After the bombing of Pearl Harbor, the government considered Japanese-Americans a national security threat.
By 1942, many were given less than a week’s notice to sell and store all property
Whole families were rounded up and taken away to desolate areas in the West and Southwest.
Up to this point, many Japanese-Americans in California were employed in the agricultural industry, some as tenant farmers.
They were responsible for 40% of all produce grown in that state, whose crops were valued as $40 million annually.
Over 6000 farms, consisting of 200,000 acres were confiscated.
Once interred, they were subjected to dire living conditions with little in the way of running water, sanitary facilities or medical care.

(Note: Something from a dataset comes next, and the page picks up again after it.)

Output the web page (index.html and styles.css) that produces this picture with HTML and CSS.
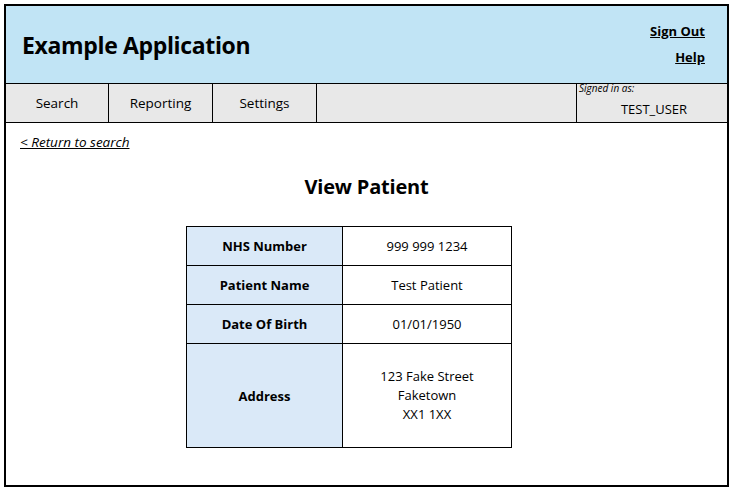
FILE: index.html
```html
<!DOCTYPE html>
<html lang="en">
<head>
<meta charset="utf-8">
<title>Example Application</title>
<link rel="stylesheet" href="styles.css">
</head>
<body>
<div class="frame">
  <header class="header">
    <h1 class="app-title">Example Application</h1>
    <div class="header-links">
      <a href="#" class="hlink">Sign Out</a>
      <a href="#" class="hlink">Help</a>
    </div>
  </header>
  <nav class="nav">
    <a href="#" class="nav-item first">Search</a>
    <a href="#" class="nav-item">Reporting</a>
    <a href="#" class="nav-item">Settings</a>
    <div class="nav-spacer"></div>
    <div class="signed">
      <span class="signed-label">Signed in as:</span>
      <span class="signed-user">TEST_USER</span>
    </div>
  </nav>
  <main class="main">
    <a href="#" class="back">&lt; Return to search</a>
    <h2 class="page-title">View Patient</h2>
    <table class="ptable">
      <tr><th>NHS Number</th><td>999 999 1234</td></tr>
      <tr><th>Patient Name</th><td>Test Patient</td></tr>
      <tr><th>Date Of Birth</th><td>01/01/1950</td></tr>
      <tr class="addr"><th>Address</th><td>123 Fake Street<br>Faketown<br>XX1 1XX</td></tr>
    </table>
  </main>
</div>
</body>
</html>
```
FILE: styles.css
```css
* { box-sizing: border-box; }
html, body { margin: 0; padding: 0; background: #fff; }
body {
  font-family: "Open Sans", "Noto Sans", sans-serif;
  color: #000;
}
.frame {
  margin: 4px;
  width: 725px;
  height: 483px;
  border: 2px solid #000;
  display: flex;
  flex-direction: column;
}
.header {
  height: 78px;
  background: #c1e4f5;
  border-bottom: 1px solid #000;
  display: flex;
  align-items: center;
  justify-content: space-between;
  padding: 0 22px 0 16px;
}
.app-title {
  margin: 0;
  font-size: 23px;
  font-weight: 700;
  letter-spacing: -0.35px;
  position: relative;
  top: 0;
}
.header-links {
  display: flex;
  flex-direction: column;
  align-items: flex-end;
  gap: 7px;
  margin-top: -1px;
}
.hlink {
  color: #000;
  font-weight: 700;
  font-size: 13px;
  line-height: 19px;
  text-decoration: underline;
}
.nav {
  height: 39px;
  background: #e8e8e8;
  border-bottom: 1px solid #000;
  display: flex;
}
.nav-item {
  width: 104px;
  border-right: 1px solid #000;
  display: flex;
  align-items: center;
  justify-content: center;
  color: #000;
  text-decoration: none;
  font-size: 13.5px;
  padding-bottom: 1px;
}
.nav-item.first { width: 103px; }
.nav-spacer {
  flex: 1;
  border-right: 1px solid #000;
}
.signed {
  width: 150px;
  display: flex;
  flex-direction: column;
}
.signed-label {
  font-style: italic;
  font-size: 10px;
  padding-left: 2px;
  line-height: 11px;
  margin-top: -1px;
}
.signed-user {
  text-align: center;
  font-size: 13px;
  margin-top: 6px;
  padding-left: 4px;
}
.main {
  flex: 1;
  padding: 7px 0 0 0;
}
.back {
  display: inline-block;
  margin-left: 14px;
  color: #000;
  font-style: italic;
  font-size: 13.5px;
  text-decoration: underline;
}
.page-title {
  margin: 21px 0 0 0;
  text-align: center;
  font-size: 20px;
  font-weight: 700;
  line-height: 28px;
  letter-spacing: -0.2px;
}
.ptable {
  margin: 25px 0 0 180px;
  border-collapse: collapse;
  font-size: 13px;
}
.ptable th, .ptable td {
  border: 1px solid #000;
  height: 39px;
  text-align: center;
  vertical-align: middle;
  padding: 0;
}
.ptable th {
  width: 156px;
  background: #dae9f8;
  font-weight: 700;
}
.ptable td {
  width: 169px;
  line-height: 19px;
}
.ptable tr.addr th, .ptable tr.addr td { height: 104px; }
```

They were subject to forced labor in the construction of camp buildings and cultivation of near-barren lands.
The government hoped to make the camps self-sufficient.
In Poston, Arizona, they were made to build the infrastructure for Colorado River Tribes reservation in order to consolidate other tribes onto the land.
When Japanese-Americans were finally released, most found their stored belongings stolen and their homes, jobs and farms confiscated and redistributed.
After the war, they continued to face violence, job and housing shortages, and racial discrimination.
Ronald Reagan would sign the Civil Liberties Act in 1988.
It acknowledged that internment was based on “race prejudice, war hysteria and a failure of political leadership.”
The act served as a formal apology and sought to distribute billions in reparations.